Being sick on the road and in another country is, of course, no fun at all. We try to have our doctor and dental check-ups close to our planned snowbird departure date. We want to leave with a clean bill of health.
Next is extended travel medical insurance. We buy a package from BCAA. It runs around $400 for a six-month term with a $500 deductible. (We get a 10% discount because we have their emergency roadside insurance as well) Thankfully we’ve never had to use either.
I’m lucky and require no prescription drugs however Anne uses several different ones. She has her doctor issue six months worth which she keeps in the original pharmacy bags with labels attached until we have cleared the border. In a pinch, she has in the past had her pharmacist send her a prescription she ran out of.

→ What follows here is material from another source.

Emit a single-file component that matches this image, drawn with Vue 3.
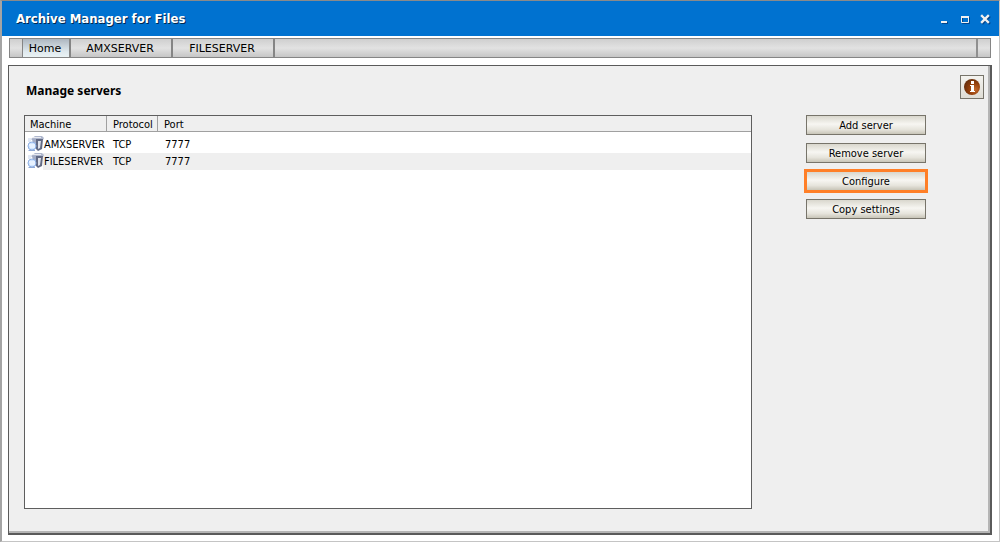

For our US travel, the only vaccine we get is our yearly flu shot. It’s a good idea though to check for any health advisories before departure – https://travel.gc.ca/destinations/united-states. For instance this year there is concern over the Zika virus in Florida.
Even though you wouldn’t know it from the media coverage, the US is by in large a safe place. In our five years of RVing I’ve never felt physically threatened and the only crime we suffered was a stolen gas can from the bed of our pickup truck. I don’t take any different security precautions than practised in Canada. I use my common sense, avoid sketchy areas, and lock up my stuff.
It’s my personal choice to avoid the hassle and not carry any firearms or things like stun guns or pepper sprays. For animals, I have pointed walking stick and a loud air horn. And of course, if desperate there are all sorts of potential weapons lying around the RV. For example, large kitchen knives and a hefty torque wrench. Another way to increase security is to camp out with my American friends.
Internet and Phone
We are big internet users with multiple devices to connect so we use a MiFi hotspot from Verizon. We buy data as we need it using a prepaid no contract plan. I like to keep things flexible and not get tied up into any long term plans. I know quite a few RVers using the same setup with good success.
For a phone, we’ve used a cheapie Tracfone from Walmart and buy minutes as needed. It can call back to Canada but has a delay when we initiate the call so we have whoever we are calling call back and it’s normal.
For this coming season, I’m seriously looking into a plan from a company called Roam Mobility. They offer a $49.95 a month Snowbird Plan that looks ideal. I’ve just bought myself an unlocked smartphone so I’ll only need to insert the Roam Mobility sim card and will be good to go. Then when back in Canada I can use a different carrier by popping in their sim. I’ll still keep my prepaid Verizon MiFi as the rural coverage is superior but the two should work well in combination for us.
Banking and Taxes
It’s getting easier and easier all the time as things are quickly moving online. We are setup to do all our banking online and manage our taxes online as well. The biggest problem is the currency exchange. Banks love to nickel and dime us with fees. So, to combat that we carry US dollar credit cards and have a US dollar savings account. That way we can transfer funds in one large chunk. when the dollar is favorable. We take our Canadian credit and debit cards as backups.
Because we spend so much time in the USA every year, we file the IRS form 8840. It basically lets the IRS know even though in their eyes our extended stay has made us a “US person” for tax purposes we pay all tax to Revenue Canada. Our two countries have a tax treaty to avoid double taxation. The 8840 form is designed to prove to the IRS that you have a closer connection to Canada than the USA. The form doesn’t appear to be mandatory but is a good idea to avoid any future tax issues.
My final advice is, don’t get too obsessive over every little detail. I’ve seen some folks get so wound up worrying about all possible ways things can go wrong they become paralyzed with fear. Remember we are living the dream it’s supposed to be fun. The fact is hundreds of thousands of Canadian snowbirds if not millions trek south and back every year without a problem.